-- Start of MATERIAL SHOWN --

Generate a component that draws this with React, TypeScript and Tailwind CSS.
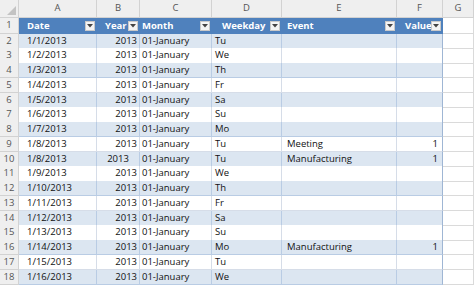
import React from "react";

const cols = "grid-cols-[19px_78px_43px_72px_70px_115px_46px_1fr]";

type Rec = { date: string; year: string; weekday: string; event?: string; value?: string; yearCenter?: boolean };

const rows: Rec[] = [
  { date: "1/1/2013", year: "2013", weekday: "Tu" },
  { date: "1/2/2013", year: "2013", weekday: "We" },
  { date: "1/3/2013", year: "2013", weekday: "Th" },
  { date: "1/4/2013", year: "2013", weekday: "Fr" },
  { date: "1/5/2013", year: "2013", weekday: "Sa" },
  { date: "1/6/2013", year: "2013", weekday: "Su" },
  { date: "1/7/2013", year: "2013", weekday: "Mo" },
  { date: "1/8/2013", year: "2013", weekday: "Tu", event: "Meeting", value: "1" },
  { date: "1/8/2013", year: "2013", weekday: "Tu", event: "Manufacturing", value: "1", yearCenter: true },
  { date: "1/9/2013", year: "2013", weekday: "We" },
  { date: "1/10/2013", year: "2013", weekday: "Th" },
  { date: "1/11/2013", year: "2013", weekday: "Fr" },
  { date: "1/12/2013", year: "2013", weekday: "Sa" },
  { date: "1/13/2013", year: "2013", weekday: "Su" },
  { date: "1/14/2013", year: "2013", weekday: "Mo", event: "Manufacturing", value: "1" },
  { date: "1/15/2013", year: "2013", weekday: "Tu" },
  { date: "1/16/2013", year: "2013", weekday: "We" },
];

function FilterButton() {
  return (
    <span className="absolute right-[2px] top-1/2 -translate-y-1/2 w-[10px] h-[10px] bg-[#f4f4f4] border border-[#c9c9c9] flex items-center justify-center">
      <svg width="6" height="4" viewBox="0 0 6 4">
        <path d="M0 0 L6 0 L3 3.5 Z" fill="#444" />
      </svg>
    </span>
  );
}

export default function App() {
  const rowNum = "flex items-center justify-center bg-[#efefef] text-[#555] border-r border-b border-[#d2d2d2]";
  return (
    <div className="w-[474px] h-[285px] overflow-hidden bg-white text-[9.5px] text-[#111]" style={{ fontFamily: '"Open Sans", "Liberation Sans", sans-serif' }}>
      {/* column letters */}
      <div className={`grid ${cols} h-[18px]`}>
        <div className="relative bg-[#efefef] border-r border-b border-[#d2d2d2]">
          <svg className="absolute right-[2px] bottom-[2px]" width="9" height="9" viewBox="0 0 9 9">
            <path d="M9 0 L9 9 L0 9 Z" fill="#c3c3c3" />
          </svg>
        </div>
        {["A", "B", "C", "D", "E", "F", "G"].map((c) => (
          <div key={c} className="flex items-center justify-center bg-[#efefef] text-[#555] border-r border-b border-[#d2d2d2]">
            {c}
          </div>
        ))}
      </div>

      {/* table header */}
      <div className={`grid ${cols} h-[15.5px]`}>
        <div className={rowNum}>1</div>
        <div className="relative flex items-center pl-[8px] bg-[#4f81bd] text-white font-bold">
          Date
          <FilterButton />
        </div>
        <div className="relative flex items-center pl-[8px] bg-[#4f81bd] text-white font-bold">
          Year
          <FilterButton />
        </div>
        <div className="relative flex items-center pl-[2px] bg-[#4f81bd] text-white font-bold">
          Month
          <FilterButton />
        </div>
        <div className="relative flex items-center pl-[10px] bg-[#4f81bd] text-white font-bold">
          Weekday
          <FilterButton />
        </div>
        <div className="relative flex items-center pl-[5px] bg-[#4f81bd] text-white font-bold">
          Event
          <FilterButton />
        </div>
        <div className="relative flex items-center pl-[8px] bg-[#4f81bd] text-white font-bold">
          Value
          <FilterButton />
        </div>
        <div className="border-r border-b border-[#dadada]" />
      </div>

      {rows.map((r, i) => {
        const band = i % 2 === 0;
        const cell = `flex items-center border-b border-r ${band ? "bg-[#dce6f1] border-[#b9cce4]" : "bg-white border-[#d6dde8]"}`;
        return (
          <div key={i} className={`grid ${cols} h-[14.75px]`}>
            <div className={rowNum}>{i + 2}</div>
            <div className={`${cell} pl-[8px]`}>{r.date}</div>
            <div className={`${cell} ${r.yearCenter ? "justify-center" : "justify-end pr-[2px]"}`}>{r.year}</div>
            <div className={`${cell} pl-[2px]`}>01-January</div>
            <div className={`${cell} pl-[3px]`}>{r.weekday}</div>
            <div className={`${cell} pl-[5px]`}>{r.event ?? ""}</div>
            <div className={`${cell} justify-end pr-[4px] border-r-[#9fb6d4]`}>{r.value ?? ""}</div>
            <div className="border-r border-b border-[#dadada]" />
          </div>
        );
      })}
    </div>
  );
}
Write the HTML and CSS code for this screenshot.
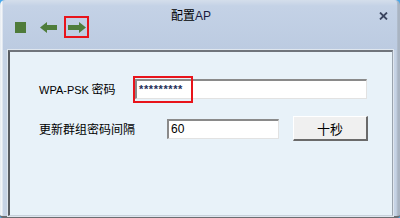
FILE: index.html
```html
<!DOCTYPE html>
<html>
<head>
<meta charset="utf-8">
<link rel="stylesheet" href="styles.css">
</head>
<body>
<div class="window">
  <div class="titlebar">
    <div class="tools">
      <span class="stop"></span>
      <svg class="arrow" width="17" height="11" viewBox="0 0 17 11"><path d="M0 5.5 L7 0 L7 3 L17 3 L17 8 L7 8 L7 11 Z" fill="#4f7d3b"/></svg>
      <span class="hl">
        <svg class="arrow" width="18" height="11" viewBox="0 0 18 11"><path d="M18 5.5 L11 0 L11 3 L0 3 L0 8 L11 8 L11 11 Z" fill="#4f7d3b"/></svg>
      </span>
    </div>
    <div class="title">配置<span class="lat">AP</span></div>
    <svg class="close" width="9" height="8" viewBox="0 0 9 8"><path d="M1 0.5 L8 7.5 M8 0.5 L1 7.5" stroke="#3b4560" stroke-width="1.8"/></svg>
  </div>
  <div class="panel">
    <div class="row row1">
      <span class="label l1"><span class="lat">WPA-PSK</span> 密码</span>
      <span class="field f1">*********<span class="mark"></span></span>
    </div>
    <div class="row row2">
      <span class="label l2">更新群组密码间隔</span>
      <span class="field f2">60</span>
      <span class="btn">十秒</span>
    </div>
  </div>
</div>
</body>
</html>
```

FILE: styles.css
```css
html, body {
  margin: 0;
  padding: 0;
  background: #4aa8ea;
}
body {
  width: 400px;
  height: 218px;
  overflow: hidden;
  font-family: "Noto Sans CJK SC", "Liberation Sans", sans-serif;
  font-size: 12px;
  color: #000;
}
.window {
  width: 400px;
  height: 218px;
  box-sizing: border-box;
  border-radius: 5px 5px 3px 3px;
  background: linear-gradient(to right, #e6ebf1 0, #f7f9fb 2px, #c6d3e5 3px, #c6d3e5 396px, #a9b4c2 398px);
  border-bottom: 2px solid #6b6e72;
  display: flex;
  flex-direction: column;
}
.titlebar {
  height: 50px;
  display: flex;
  align-items: flex-start;
  padding-left: 15px;
  background: linear-gradient(to bottom, #d4deeb 0, #c4d2e6 6px, #bccbe1 50px);
  margin: 0 3px 0 3px;
  padding-left: 12px;
  border-radius: 4px 4px 0 0;
}
.tools {
  display: flex;
  align-items: center;
  margin-top: 16px;
  height: 22px;
}
.stop {
  width: 11px;
  height: 11px;
  background: #4f7b3a;
}
.tools .arrow {
  display: block;
}
.tools > .arrow {
  margin-left: 14px;
}
.hl {
  margin-left: 7px;
  width: 21px;
  height: 18px;
  border: 2px solid #e8141b;
  display: flex;
  align-items: center;
  justify-content: center;
}
.title {
  margin-left: 82px;
  margin-top: 7px;
  line-height: 16px;
  font-size: 12px;
}
.title .lat {
  font-family: "Liberation Sans", sans-serif;
  font-size: 12px;
  color: #1a1a40;
}
.close {
  margin-left: auto;
  margin-right: 9px;
  margin-top: 12px;
}
.panel {
  flex: 1;
  margin: 0 7px 0 8px;
  background: #e8f2f9;
  border-top: 2px solid #70757c;
  border-left: 2px solid #585c62;
  border-right: 1px solid #9aa3ad;
  border-bottom: 1px solid #c8d2dc;
  box-shadow: 0 0 0 1px #dfe6ee;
  padding: 27px 0 0 29px;
  display: flex;
  flex-direction: column;
  gap: 17px;
}
.row {
  display: flex;
  align-items: center;
}
.label {
  line-height: 16px;
}
.label .lat {
  font-family: "Liberation Sans", sans-serif;
  font-size: 11px;
}
.l1 { width: 96px; }
.l2 { width: 128px; }
.field {
  position: relative;
  height: 20px;
  box-sizing: border-box;
  background: #fff;
  border-style: solid;
  border-width: 2px 1px 1px 2px;
  border-color: #8a8a8a #e2e2e2 #e2e2e2 #8a8a8a;
  font-family: "Liberation Sans", sans-serif;
  font-size: 12px;
  line-height: 17px;
  padding-left: 2px;
}
.f1 {
  width: 232px;
  color: #1e2f5a;
  letter-spacing: 0.6px;
  font-weight: bold;
  font-size: 11px;
}
.mark {
  position: absolute;
  left: -4px;
  top: -5px;
  width: 56px;
  height: 23px;
  border: 2px solid #e8141b;
}
.f2 {
  width: 112px;
}
.btn {
  margin-left: 14px;
  width: 75px;
  height: 25px;
  box-sizing: border-box;
  background: #f0f0f0;
  border-style: solid;
  border-width: 1px 2px 2px 1px;
  border-color: #ffffff #6a6a6a #6a6a6a #ffffff;
  display: flex;
  align-items: center;
  justify-content: center;
  font-size: 13px;
}
```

-- End of MATERIAL SHOWN --

Copy out every line of the data that includes "this".

Generate a component that draws this with React, TypeScript and Tailwind CSS.
Write the HTML and CSS code for this screenshot.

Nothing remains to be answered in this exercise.